Iconic Hudson restaurant Willow Inn is soon to reopen — and it may be able to celebrate its resurrection by declaring itself officially free of paranormal entities.
Over the weekend, Global Montreal reported that founder of paranormal interest group Ghost Hunters of Ottawa for Scientific Truth (yes, that spells G.H.O.S.T.) Dan Ducheneaux and a team of several ghost hunters stayed at the inn for two nights to determine the haunted-ness of the century-old hotel.
Specifically, Ducheneaux were looking for the ghost of a servant child named Maud, murdered in 1837. But Global also did their research and contacted a local historian who said the Maud story was likely made up in the 20th century as a publicity stunt, because nothing says “authentic British pub” quite like the murder of a child working as an indentured servant.
The ghost hunters didn’t come up with a definitive answer, but refused to rule out the possibility of ghosts, based on Ducheneaux having a spooky feeling.
“There’s definitely something, something that’s not quite right,” he told Global.
It was also noted that any haunting could also be from a Maud who lived at the inn in the 1960s, or a steamship named Maud that sank nearby, killing three, also presumably if the ghost of a full-sized steamship was hanging out in the area, it wouldn’t go unnoticed for long.
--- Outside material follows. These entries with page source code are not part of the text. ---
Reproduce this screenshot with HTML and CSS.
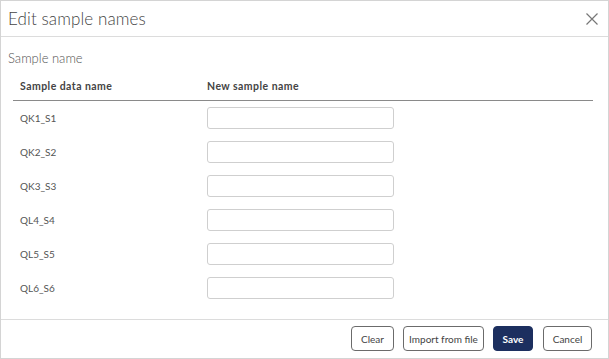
FILE: index.html
```html
<!DOCTYPE html>
<html>
<head>
<meta charset="utf-8">
<link rel="stylesheet" href="styles.css">
</head>
<body>
<div class="dialog">
  <div class="header">
    <div class="title">Edit sample names</div>
    <svg class="close" width="12" height="12" viewBox="0 0 12 12"><path d="M0.5 0.5 L11.5 11.5 M11.5 0.5 L0.5 11.5" stroke="#777" stroke-width="1.2" fill="none"/></svg>
  </div>
  <div class="body">
    <div class="section">Sample name</div>
    <div class="grid">
      <div class="row head">
        <div class="cell">Sample data name</div>
        <div class="cell">New sample name</div>
      </div>
      <div class="row"><div class="cell">QK1_S1</div><div class="cell"><input class="inp" type="text"></div></div>
      <div class="row"><div class="cell">QK2_S2</div><div class="cell"><input class="inp" type="text"></div></div>
      <div class="row"><div class="cell">QK3_S3</div><div class="cell"><input class="inp" type="text"></div></div>
      <div class="row"><div class="cell">QL4_S4</div><div class="cell"><input class="inp" type="text"></div></div>
      <div class="row"><div class="cell">QL5_S5</div><div class="cell"><input class="inp" type="text"></div></div>
      <div class="row"><div class="cell">QL6_S6</div><div class="cell"><input class="inp" type="text"></div></div>
    </div>
  </div>
  <div class="footer">
    <button class="btn b-clear">Clear</button>
    <button class="btn b-import">Import from file</button>
    <button class="btn primary b-save">Save</button>
    <button class="btn b-cancel">Cancel</button>
  </div>
</div>
</body>
</html>
```
FILE: styles.css
```css
* { box-sizing: border-box; }
html, body { margin: 0; padding: 0; background: #fff; }
body { font-family: "Lato", "DejaVu Sans", sans-serif; color: #555; }
.dialog {
  width: 609px; height: 359px;
  border: 1px solid #d4d4d4;
  display: flex; flex-direction: column;
  background: #fff;
}
.header {
  height: 36px; flex: none;
  border-bottom: 1px solid #dcdcdc;
  display: flex; align-items: center; justify-content: space-between;
  padding: 0 10px 0 7px;
}
.title { font-size: 17px; font-weight: 300; color: #444; letter-spacing: 0.1px; }
.close { display: block; margin-top: 1px; }
.body { flex: 1; padding: 13px 15px 0 7px; }
.section { font-size: 13px; font-weight: 300; color: #555; line-height: 16px; height: 16px; }
.grid { margin-left: 5px; margin-top: 2px; }
.row { display: grid; grid-template-columns: 187px 1fr; height: 34px; align-items: center; }
.row.head { height: 33px; border-bottom: 1px solid #8a8a8a; font-weight: 700; padding-top: 3px; }
.cell { padding-left: 7px; font-size: 10px; color: #555; }
.row.head .cell { color: #444; font-size: 10.5px; letter-spacing: 0.45px; }
.inp {
  display: block; width: 187px; height: 22px; margin: 0;
  border: 1px solid #cfcfcf; border-radius: 3px; background: #fff; outline: none;
}
.footer {
  height: 39px; flex: none;
  border-top: 1px solid #dcdcdc;
  display: flex; justify-content: flex-end; align-items: flex-start;
  padding: 6px 16px 0 0; gap: 9px;
}
.btn {
  height: 25px; border: 1px solid #6b6b6b; border-radius: 4px; background: #fff;
  font-family: "Lato", "DejaVu Sans", sans-serif; font-size: 10px; color: #444; padding: 0;
}
.b-clear { width: 43px; }
.b-import { width: 81px; }
.b-save { width: 40px; }
.b-cancel { width: 49px; margin-left: 1px; }
.btn.primary { background: #1c2f5f; border-color: #1c2f5f; color: #fff; font-weight: 700; }
```
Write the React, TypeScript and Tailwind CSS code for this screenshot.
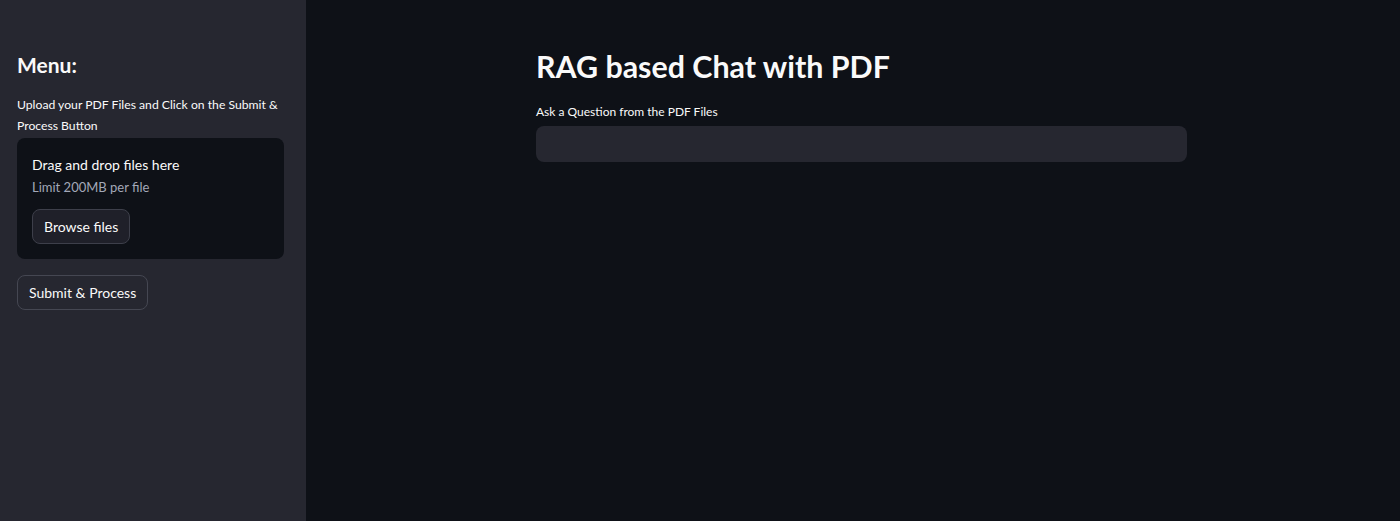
export default function App() {
  return (
    <div
      className="flex h-[521px] w-full bg-[#0e1117] text-[#fafafa]"
      style={{ fontFamily: "Lato, 'Noto Sans', sans-serif" }}
    >
      {/* Sidebar */}
      <aside className="w-[306px] shrink-0 bg-[#262730] px-[17px] pt-[52px]">
        <h2 className="text-[21px] font-bold leading-[26px]">Menu:</h2>
        <p className="mt-[16px] text-[12.2px] leading-[21px]">
          Upload your PDF Files and Click on the Submit &amp; Process Button
        </p>
        <div className="mt-[2px] w-[267px] rounded-lg bg-[#0e1117] px-[15px] pt-[17px] pb-[15px]">
          <div className="text-[14px] leading-[20px]">Drag and drop files here</div>
          <div className="mt-[3px] text-[13px] leading-[18px] text-[#a3a8b8]">Limit 200MB per file</div>
          <button className="mt-[13px] h-[35px] rounded-lg border border-[#3d3f4a] bg-[#1f2029] px-[11px] text-[14px]">
            Browse files
          </button>
        </div>
        <button className="mt-[16px] h-[35px] rounded-lg border border-[#454752] bg-[#262730] px-[11px] text-[14px]">
          Submit &amp; Process
        </button>
      </aside>

      {/* Main */}
      <main className="flex-1 pl-[230px] pt-[44px]">
        <div className="w-[651px]">
          <h1 className="text-[30.4px] font-bold leading-[44px]">RAG based Chat with PDF</h1>
          <label className="mt-[16px] block text-[12px] leading-[16px]">
            Ask a Question from the PDF Files
          </label>
          <input
            className="mt-[6px] h-[36px] w-full rounded-lg bg-[#262730] px-3 text-[14px] outline-none"
            type="text"
          />
        </div>
      </main>
    </div>
  );
}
The Willow Inn is set to reopen in the coming weeks (it closed in late 2016), under new ownership from Town of Mount Royal couple Patricia Wenzel and David Ades. Chef Shaun Hughes (formerly of Joe Beef and Toronto’s Black Hoof) will serve as executive chef, putting together a British-leaning menu.
Wenzel has popped up in stories about the ghost hunters’ visit to the inn — and while she doesn’t seem wholly convinced about whether spirits are lurking around her new business, she told the Gazette she was happy to let Ducheneaux and team in.
In any case, it’s some decent free publicity for the Inn — and it comes with the possible silver lining of being perhaps the only Greater Montreal area restaurant to be able to declare itself officially free of phantasms (although there is no official certification available for that status).